Mittwoch, 3. Mai 2017
ZERMATT: ROMEO UND JULIA AUF 2600 METERN
es gab mal eine wundervolle
einrichtung: das theater. man sass in einem raum, schaute sich eine
inszenierung an und freute oder ärgerte sich darüber. das genügte einigen
nicht. sie erfanden das freilichttheater, wo man sich nicht über das stück
ärgert, sondern weil man friert oder weil die musiker davonrennen, da es ihnen
auf die stradivaris pisst. ok, „das grosse welttheater“ vor der barocken
fassade des klosters einsiedeln oder „carmen“ in der arena von nîmes, das macht
ja inhaltlich noch einigermassen sinn. aber auch das genügte einigen nicht. sie
erfanden das landschaftstheater, wo pferde und schauspieler über wiesen jagen –
und das publikum hinterher. heute lauert an jedem ufer und hinter jedem
wäldchen so ein event. „some like it hot“ am thunersee. hot! am thunersee! verdis
„rigoletto“ vor der mülimatt-turnhalle in brugg/windisch (auch das ist,
ehrlich, nicht erfunden). „winnetou 1“ in engelberg. und es wird noch absurder:
nach dem landschaftstheater folgt jetzt unvermeidlich das hochgebirgstheater.

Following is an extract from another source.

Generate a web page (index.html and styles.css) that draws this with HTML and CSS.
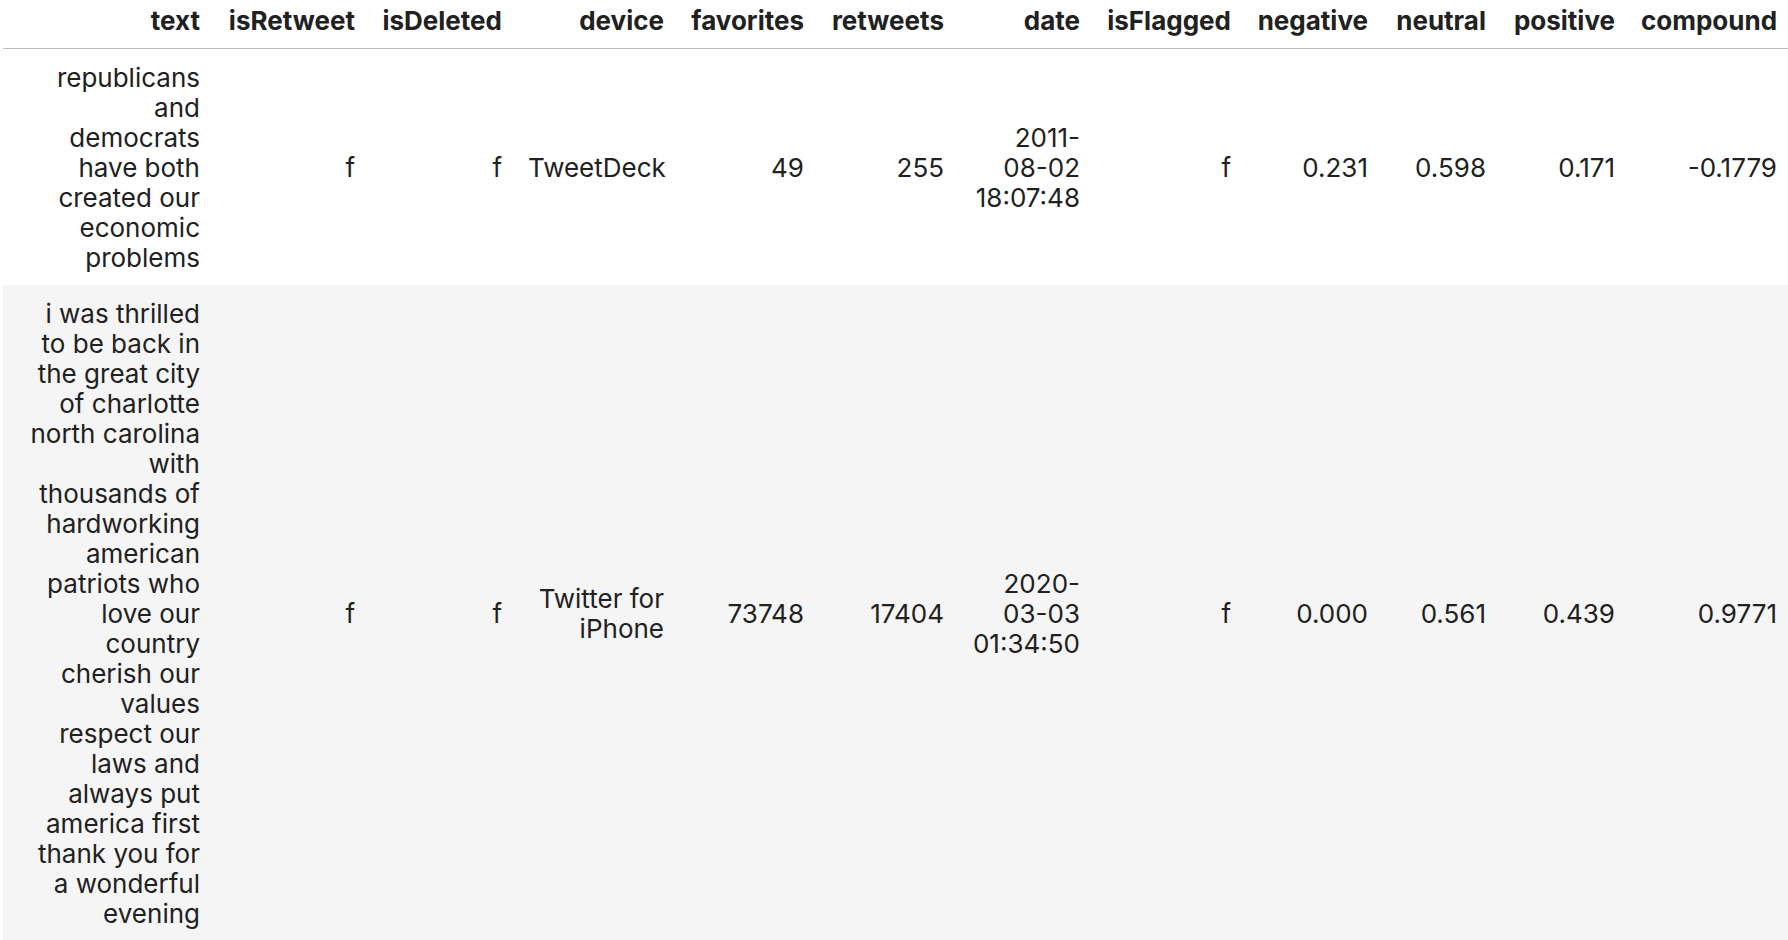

der ultimative höhepunkt wird diesen sommer mit „romeo und julia am gornergrat“
erreicht, 2600 meter, zum schnäppchenpreis von 99 franken. eine kulturelle gratwanderung.
dabei gibt’s so eine richtig tüchtige lungenentzündung im flachland viel
günstiger, vor der mülimatt-turnhalle in brugg/windisch zum beispiel. aber
nein, man wird diesen sommer mit blauen lippen und vor kälte starr auf 2600
metern sitzen – und die alten shakespeare-verse werden von ganz neuer
dringlichkeit durchdrungen: „von diesen lippen schied das leben längst; der tod
liegt auf ihr, wie ein maienfrost.“ und bestimmt freuen sich dann alle schon
auf „die zauberflöte“ in der eigernordwand.